Gray Brooks, who covers this part of Iowa for Dean for America, met us in the Clarinda town square yesterday morning and gave us our canvassing assignments along with some guidance on what we might say. My friend Frankie Lappe and I were given a list of addresses of seniors who were undecided and off we went to go door to door.
It was inspiring to visit in the homes of these Clarindians, to hear their concerns about the direction this country is going and to interest them in supporting Dr. Dean at their caucus in January. We shared with them what the Governor has done in Vermont to improve health care, especially for children and seniors, and his commitment to make sure as president that everyone will have adequate health insurance. We even talked to one Republican in a restaurant who said he is so disturbed about Bush that he may register as a Democrat in order to attend the caucus and support Dean.
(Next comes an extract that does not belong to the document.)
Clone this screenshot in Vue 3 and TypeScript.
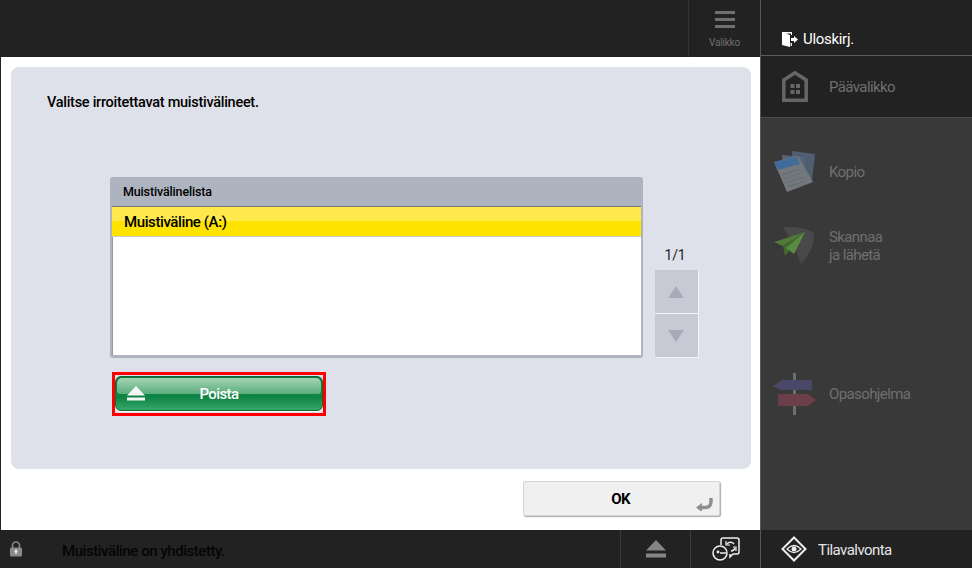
<script setup lang="ts">
const apps = [
  { key: 'copy', lines: ['Kopio'] },
  { key: 'send', lines: ['Skannaa', 'ja lähetä'] },
  { key: 'empty', lines: [] as string[] },
  { key: 'guide', lines: ['Opasohjelma'] },
]
</script>

<template>
  <div class="screen">
    <div class="main">
      <header class="topbar">
        <div class="menu-btn">
          <svg width="20" height="18" viewBox="0 0 20 18">
            <path d="M0 1.5h20M0 8.5h20M0 15.5h20" stroke="#6f6f6f" stroke-width="3" />
          </svg>
          <span>Valikko</span>
        </div>
      </header>

      <div class="content">
        <section class="panel">
          <p class="prompt">Valitse irroitettavat muistivälineet.</p>
          <div class="list-row">
            <div class="list">
              <div class="list-head">Muistivälinelista</div>
              <div class="list-body">
                <div class="list-item">Muistiväline (A:)</div>
              </div>
            </div>
            <div class="pager">
              <span class="page-no">1/1</span>
              <div class="page-btns">
                <button class="page-btn"><i class="tri up"></i></button>
                <button class="page-btn"><i class="tri down"></i></button>
              </div>
            </div>
          </div>
          <div class="eject-frame">
            <button class="eject">
              <svg class="eject-icon" width="18" height="15" viewBox="0 0 18 15">
                <path d="M9 0l9 9.5H0z" fill="#f2f7f3" />
                <rect y="11.5" width="18" height="3" fill="#f2f7f3" />
              </svg>
              <span class="eject-label">Poista</span>
            </button>
          </div>
        </section>
        <div class="actions">
          <button class="ok">
            OK
            <svg class="enter" width="18" height="14" viewBox="0 0 18 14">
              <path d="M15 1v3.500q0 6-6 6H4" fill="none" stroke="#8f8f8f" stroke-width="3.4" />
              <path d="M0 10.5l6-4.500v9z" fill="#8f8f8f" />
            </svg>
          </button>
        </div>
      </div>

      <footer class="status">
        <svg class="lock" width="14" height="16" viewBox="0 0 14 16">
          <path d="M3.5 7V4.5a3.5 3.5 0 0 1 7 0V7" fill="none" stroke="#8a8a8a" stroke-width="1.6" />
          <rect x="1" y="6.5" width="12" height="9" rx="1.5" fill="#8a8a8a" />
          <circle cx="7" cy="10" r="1.5" fill="#eee" />
          <rect x="6.3" y="10" width="1.4" height="3.2" fill="#eee" />
        </svg>
        <span class="status-text">Muistiväline on yhdistetty.</span>
        <div class="status-cell">
          <svg width="20" height="18" viewBox="0 0 20 18">
            <path d="M10 0l10 10.5H0z" fill="#858585" />
            <rect y="13.5" width="20" height="4" fill="#858585" />
          </svg>
        </div>
        <div class="status-cell">
          <svg width="28" height="24" viewBox="0 0 28 24" fill="none" stroke="#f0f0f0" stroke-width="1.5">
            <path d="M9 8V3q0-2 2-2h14q2 0 2 2v12q0 2-2 2h-4l-3 3v-3" />
            <circle cx="8" cy="16" r="7" fill="#222" />
            <circle cx="6" cy="15" r="1.4" fill="#f0f0f0" stroke="none" />
            <path d="M8 16h6" />
            <path d="M15 7a4.500 4.500 0 0 1 7 0M23 11a4.500 4.500 0 0 1-4 3" />
            <path d="M14 4v4h4M24 14v-4h-3" stroke-width="1.2" />
          </svg>
        </div>
      </footer>
    </div>

    <aside class="side">
      <div class="logout">
        <svg width="16" height="15" viewBox="0 0 16 15">
          <path d="M0 0h10v3H9V1.500H4L8 3v12L0 13z" fill="#fff" />
          <path d="M8.500 11H10v3H8.500z" fill="#ddd" />
          <path d="M9 6h3V4l4 3.500-4 3.500V9H9z" fill="#fff" />
        </svg>
        <span>Uloskirj.</span>
      </div>
      <div class="home">
        <svg width="26" height="31" viewBox="0 0 26 31">
          <path d="M13 1.700L24.200 9v20.200H1.800V9z" fill="none" stroke="#666" stroke-width="3.500" />
          <path d="M8.500 13h4v4h-4zM14 13h4v4h-4zM8.500 19h4v4h-4zM14 19h4v4h-4z" fill="#666" />
        </svg>
        <span class="app-label">Päävalikko</span>
      </div>
      <div class="apps">
        <div v-for="app in apps" :key="app.key" class="app">
          <div class="app-icon">
            <svg v-if="app.key === 'copy'" width="42" height="44" viewBox="0 0 42 44">
              <path d="M18 1l23 3-3 26-20-4z" fill="#4f5e70" />
              <path d="M8 5l22 2 2 24-22 2z" fill="#566679" />
              <path d="M0 12l24-6 15 26-26 10z" fill="#73787d" />
              <path d="M0 12l23-5 3 7-23 6z" fill="#3f6c99" />
              <path d="M8 25l17-6M10 29l17-6M12 33l17-6M14 37l17-6" stroke="#666b70" stroke-width="1" />
            </svg>
            <svg v-else-if="app.key === 'send'" width="42" height="38" viewBox="0 0 42 38">
              <path d="M9 0q21-1 31 6 1 16-13 31Q22 22 9 0z" fill="#494949" />
              <path d="M31 5L0 15l9 4z" fill="#4f7a3a" />
              <path d="M31 5L9 19l2 10z" fill="#42692f" />
              <path d="M31 5L12 21l8 6z" fill="#5b8a43" />
            </svg>
            <svg v-else-if="app.key === 'guide'" width="44" height="42" viewBox="0 0 44 42">
              <rect x="20" y="0" width="3" height="42" fill="#6e6e6e" />
              <path d="M0 13l9-6h30v10H8z" fill="#4a4868" />
              <path d="M5 21h30l8 6-8 6H5z" fill="#6a3f4a" />
            </svg>
          </div>
          <span class="app-label">
            <template v-for="line in app.lines" :key="line">{{ line }}<br /></template>
          </span>
        </div>
      </div>
      <div class="monitor">
        <svg width="26" height="26" viewBox="0 0 26 26" fill="none" stroke="#eee">
          <path d="M13 1.500L24.500 13 13 24.500 1.500 13z" stroke-width="2" />
          <path d="M6 13q7-7 14 0q-7 7-14 0z" stroke-width="1.200" />
          <circle cx="13" cy="13" r="2.500" fill="#eee" stroke="none" />
        </svg>
        <span>Tilavalvonta</span>
      </div>
    </aside>
  </div>
</template>

<style>
html,
body {
  margin: 0;
  overflow: hidden;
}
</style>

<style scoped>
.screen {
  display: grid;
  grid-template-columns: 760px 212px;
  width: 972px;
  height: 568px;
  font-family: Roboto, "Liberation Sans", sans-serif;
  overflow: hidden;
  background: #fff;
}

.main {
  display: flex;
  flex-direction: column;
  height: 568px;
}

.topbar {
  display: flex;
  justify-content: flex-end;
  height: 57px;
  flex-shrink: 0;
  background: #222;
}

.menu-btn {
  display: flex;
  flex-direction: column;
  align-items: center;
  width: 72px;
  padding-top: 11px;
  box-sizing: border-box;
  border-left: 1px solid #333;
  color: #6e6e6e;
  font-size: 10px;
  letter-spacing: -0.2px;
}

.menu-btn span {
  margin-top: 8px;
}

.content {
  display: flex;
  flex: 1;
  flex-direction: column;
  border-left: 1px solid #222;
  padding: 10px 9px 0 10px;
}

.panel {
  height: 402px;
  box-sizing: border-box;
  border-radius: 8px;
  background: #dfe1ea;
  padding: 27px 0 0 36px;
}

.prompt {
  margin: 0;
  color: #000;
  font-size: 14.500px;
  line-height: 17px;
  font-weight: 500;
  letter-spacing: -0.28px;
}

.list-row {
  display: flex;
  align-items: flex-end;
  gap: 12px;
  margin: 66px 0 0 63px;
}

.list {
  width: 533px;
  height: 181px;
  box-sizing: border-box;
  border-radius: 3px;
  background: #aeb3c0;
  padding: 0 2px 3px 2px;
}

.list-head {
  height: 29px;
  padding-left: 11px;
  color: #000;
  font-size: 12.500px;
  font-weight: 500;
  line-height: 29px;
  letter-spacing: -0.15px;
}

.list-body {
  height: 149px;
  box-sizing: border-box;
  border-top: 1px solid #777;
  background: #fff;
  box-shadow: inset 1px 0 0 #999;
}

.list-item {
  height: 30px;
  box-sizing: border-box;
  border-bottom: 1px solid #ccc;
  background: linear-gradient(180deg, #ffe94d 0 50%, #ffe400 50% 100%);
  padding-left: 12px;
  color: #000;
  font-size: 15px;
  font-weight: 500;
  line-height: 31px;
  letter-spacing: -0.4px;
}

.pager {
  display: flex;
  flex-direction: column;
  align-items: center;
  width: 43px;
}

.page-no {
  margin: 0 3px 7px 0;
  color: #222;
  font-size: 14px;
  line-height: 16px;
  letter-spacing: -0.2px;
}

.page-btns {
  display: flex;
  flex-direction: column;
  gap: 1px;
  background: #f3f4f8;
  border-radius: 2px;
  padding: 0 1px 1px 0;
}

.page-btn {
  display: flex;
  align-items: center;
  justify-content: center;
  width: 43px;
  height: 43px;
  border: 0;
  background: #c7cad5;
  padding: 0;
}

.tri {
  width: 0;
  height: 0;
  border-left: 8px solid transparent;
  border-right: 8px solid transparent;
}

.tri.up {
  border-bottom: 12px solid #a7abb8;
}

.tri.down {
  border-top: 12px solid #a7abb8;
}

.eject-frame {
  width: 214px;
  height: 44px;
  box-sizing: border-box;
  margin: 14px 0 0 65px;
  border: 3px solid #f00;
  padding: 1px 0 2px;
  background: #dfe1ea;
}

.eject {
  position: relative;
  display: block;
  width: 100%;
  height: 100%;
  border: 1px solid #0a6b35;
  border-radius: 6px;
  background: linear-gradient(180deg, #0b7a3c 0%, #0f8545 62%, #35a86a 100%);
  color: #fff;
  font-family: inherit;
  font-size: 15px;
  font-weight: 500;
  letter-spacing: -0.6px;
  box-shadow: 0 1px 0 #fff;
  padding: 0;
}

.eject::before {
  content: '';
  position: absolute;
  top: 1px;
  left: 1px;
  right: 1px;
  height: 16px;
  border-radius: 5px 5px 3px 3px;
  background: linear-gradient(180deg, #a3d4b3 0%, #5bad7d 100%);
}

.eject-icon {
  position: absolute;
  left: 11px;
  top: 9px;
}

.eject-label {
  position: relative;
}

.actions {
  display: flex;
  justify-content: flex-end;
  padding: 12px 31px 0 0;
}

.ok {
  position: relative;
  width: 197px;
  height: 35px;
  border: 1px solid #d4d4d4;
  border-radius: 2px;
  background: #f0f0f0;
  box-shadow: 1px 1px 1px #aaa;
  color: #000;
  font-family: inherit;
  font-size: 15px;
  font-weight: 700;
  letter-spacing: -0.8px;
  padding: 0 2px 0 0;
}

.enter {
  position: absolute;
  right: 5px;
  bottom: 4px;
}

.status {
  display: flex;
  align-items: center;
  height: 38px;
  flex-shrink: 0;
  background: #222;
}

.lock {
  margin-left: 9px;
}

.status-text {
  flex: 1;
  margin: 4px 0 0 39px;
  color: #050505;
  font-size: 15px;
  font-weight: 500;
  letter-spacing: -0.45px;
}

.status-cell {
  display: flex;
  align-items: center;
  justify-content: center;
  width: 70px;
  height: 38px;
  box-sizing: border-box;
  border-left: 1px solid #3a3a3a;
}

.side {
  display: flex;
  flex-direction: column;
  border-left: 1px solid #585858;
  box-sizing: border-box;
  height: 568px;
  background: #393939;
}

.logout {
  display: flex;
  align-items: center;
  gap: 5px;
  height: 56px;
  box-sizing: border-box;
  border-bottom: 1px solid #5c5c5c;
  background: #222;
  padding: 23px 0 0 21px;
  color: #fff;
  font-size: 15px;
  letter-spacing: -0.3px;
}

.home {
  display: flex;
  align-items: center;
  height: 62px;
  flex-shrink: 0;
  box-sizing: border-box;
  border-bottom: 1px solid #4c4c4c;
  background: #222;
  padding-left: 21px;
}

.home .app-label {
  margin-left: 21px;
}

.app-label {
  color: #6f6f6f;
  font-size: 15px;
  line-height: 18px;
  letter-spacing: -0.6px;
}

.apps {
  flex: 1;
  padding-top: 17px;
}

.app {
  display: flex;
  align-items: center;
  height: 74px;
  padding-left: 12px;
}

.app-icon {
  display: flex;
  justify-content: center;
  width: 44px;
  margin-right: 12px;
}

.monitor {
  display: flex;
  align-items: center;
  gap: 11px;
  height: 38px;
  flex-shrink: 0;
  background: #222;
  padding-left: 20px;
  color: #e6e6e6;
  font-size: 15px;
  letter-spacing: -0.55px;
}

.monitor span {
  margin-top: 2px;
}
</style>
Imagine my surprise, when at Ronald Williams' home, upon hearing my name he immediately asked if I was the Reverend Charles Ronald Rowe's son! It's been over fifty years since I have been in Clarinda and he remembered my father clearly--even his middle name. He was overflowing with memories and memorabilia about those years. We could have talked all afternoon long if we had not been on a tight time schedule.
On our way past the Methodist church, we went inside and visited with Keith Wilson, who showed us the plaque with my father's name on it and let me pull on the rope and ring the bell in the church tower as I did as a boy.
Our call list also included the Reverend Walden Paige, the current minister. Reverend Paige invited us to attend church this morning so he could introduce me to the congregation and he gave us an opportunity to speak about Governor Dean with his parishioners at the social hour after services.
The church services this morning were full of remembrances. One couple told me that my father had married them some 60 years ago. Another said my father had baptized him. One remembered playing caroms with my sister and football with my brother and me on the field near our home. Amidst all of this, in an area known to be heavily Republican, we were able to talk about the importance of supporting Governor Dean and I believe we generated some strong interest in the Governor.
This visit makes me more confident than ever that the people of Iowa, at least those we met in southwestern Iowa, are deeply concerned about the direction the Bush administration is taking us and are eager for the strong leadership that Governor Dean will bring to this country as President.